Real-world Scenario 

Creating a test environment that simulates a live network is one of the most effective means of saving time and money. To that end, Anritsu Company has developed the Wireless Connectivity Test Set MT8862A (Figure 1). The solution serves as an actual access point to measure the RF conditions for quality assurance of diverse and complex 802.11a/b/g/n/ac devices. A built-in web server establishes a direct connection to a web browser, eliminating the need to install a driver, special firmware, or software from a PC.

Figure 1: Wireless connectivity test set MT8862A

Supporting this capability is a Network Mode in the MT8862A, which allows the performance of the target WLAN device under test (DUT) to be measured in its actual operating state. The result is a simpler test environment that eliminates the need for dedicated vendor-provided test modes required by other instruments that conduct WLAN device inspections.

Simplicity 

Ease of use creates a more efficient test environment. Built-in web servers that are controlled by a PC to simplify operation and testing help to improve productivity. The ready-to-use GUI in the MT8862A achieves this, thereby eliminating the need to install control software and version matching between the main unit firmware and control software, as well as OS dependence. System and license updates are made from the web browser GUI to make it easier to maintain the instrument and conduct upgrades as new standards are developed.

Network Mode eliminates the need to synchronize waveforms between the tester and device, as well as the timing associated with pairing the two. Further simplifying testing is the ability of the MT8862A Network Mode to measure RF characteristics with the WLAN devices in realistic operating conditions. It is no longer necessary to put the DUT into a dedicated test mode; the DUT RF performance can be quantified under the firmware conditions at actual shipment.

Measurement Capability

Accurate characterization of WLAN device performance requires test solutions to have key specifications and features. For example, the MT8862A has a wide input level range of -65 dBm to +25 dBm in 0.1 dB steps to support all current WLAN devices. One unit can also support RF Tx/Rx measurements, such as DUT Tx power, Tx modulation accuracy, and receiver sensitivity, for a simple measurement environment.

Given the need for cost and time efficiency, having ports that support output up to 0 dBm streamlines configuring an OTA measurement environment. This is particularly important when measuring the reception power range and receiver sensitivity, such as TRP/TIS, to validate RF performance in WLAN final-use environments.

One MT8862A feature that is beneficial in WLAN device testing is an 802.11a/b/g/n/ac device sensitivity search measurement that outputs a bathtub curve, which eliminates the need for chipset-vendor-provided control software. By using this Network Mode function, DUT performance can be analyzed at high speed for each data rate, offering a convenient measurement solution for verifying compliance with the 802.11 minimum receiver sensitivity test specifications.
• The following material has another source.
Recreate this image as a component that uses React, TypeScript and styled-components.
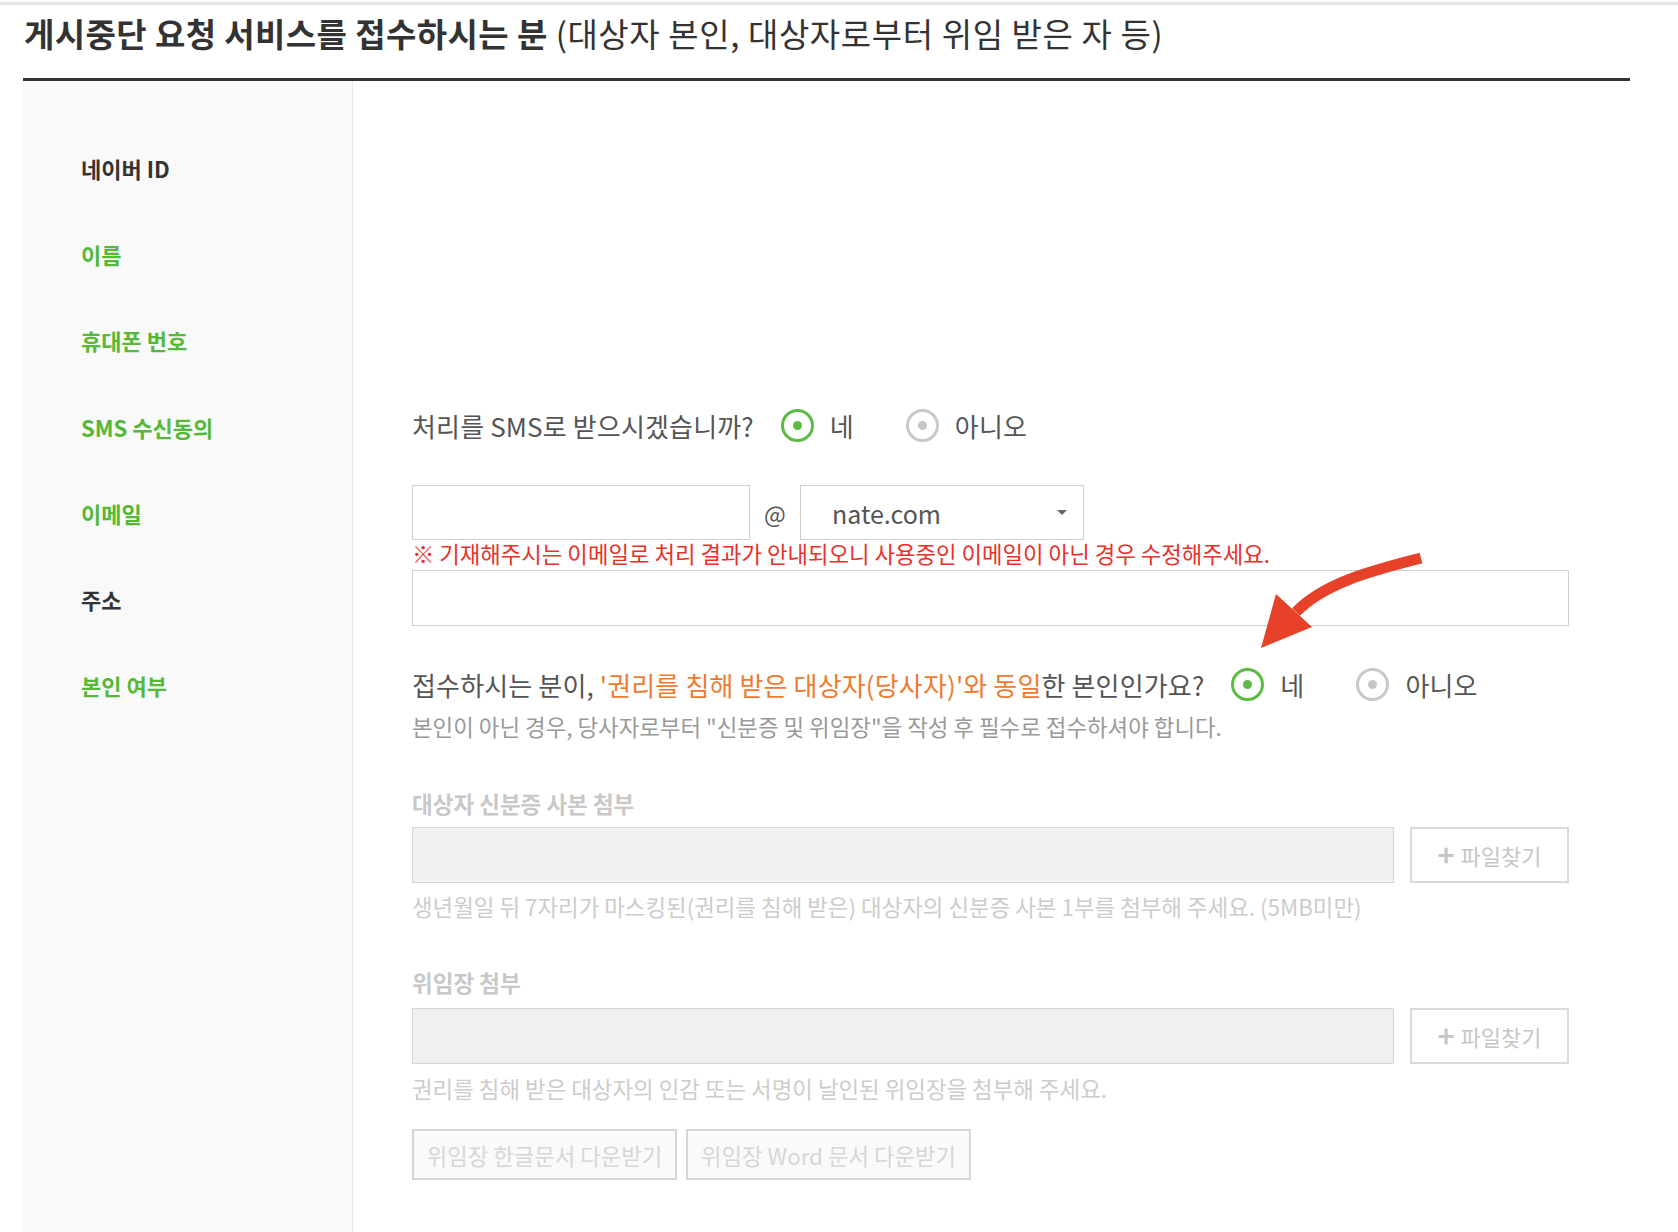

With an emphasis on controlling cost-of-test and speeding time to market, engineers should also evaluate WLAN testers based on their ability to show results in a manner that allows for fast analysis. Simultaneous measurement functionality allows DUT Tx measurement results to be shown on multiple displays for side-by-side comparison to reduce troubleshooting time. Real-time numerical and graphical results can be displayed for more efficient performance investigation, as well.

Rx Tests

The MT8862A performs frequency and modulation analyses to measure the Error Vector Magnitude (EVM), which is a sound overall indicator of transmitter quality. When the numerical EVM is bad, the Packet Error Rate (PER) is usually high at the WLAN connection. For this reason, test solutions also need to support the Receiver Blocking test in ETSI EN 300 328 V 2.1.1 for broadband wireless devices operating in the 2.4 GHz ISM band. This test is done easily using the PER measurement function of the MT8862A and an internal signal generator that produces the interference wave.

Tx Verification

WLAN test sets need to support key measurements, including power, modulation accuracy, and frequency error. Graphical displays, such as IQ Constellation, Power Profile, and Spectrum, that make analysis faster and more accurate should also be standard.

Figure 2: All transmissions can be measured while transmitting/receiving IP data

Solutions can have dedicated software that can send an ICMP Echo Request to measure acts performed by the DUT. With the software, an ICMP Echo Reply is transmitted from the DUT to test pings and perform Tx measurement under conditions that are closer to actual operation than in a traditional test mode. All transmissions can be measured while transmitting/receiving IP data (Figure 2A/2B/2C).

One key benefit is the ability to conduct real-time Tx measurements during IP data communications. By doing so, greater confidence in product performance can be achieved because DUT RF measurements can be made under actual operating conditions.

Frame Capture

To troubleshoot DUT connections, a solution should capture WLAN frames sent to and received from the DUT. Captured logs can be saved by a PC controller in pcap format for analysis by software such as Wireshark to discover routing issues and analyze the IP packet. This eliminates the need for a separate packet sniffer to capture WLAN frames and supports troubleshooting of WLAN frames in the RF measurement environment.

Conclusion

Engineers designing non-cellular IoT devices and systems require test solutions that can accurately verify products in a time- and cost-efficient manner. Single-instrument solutions that provide dedicated hardware and software offer the tools to meet the criteria and establish a test environment that addresses the demands of a growing market.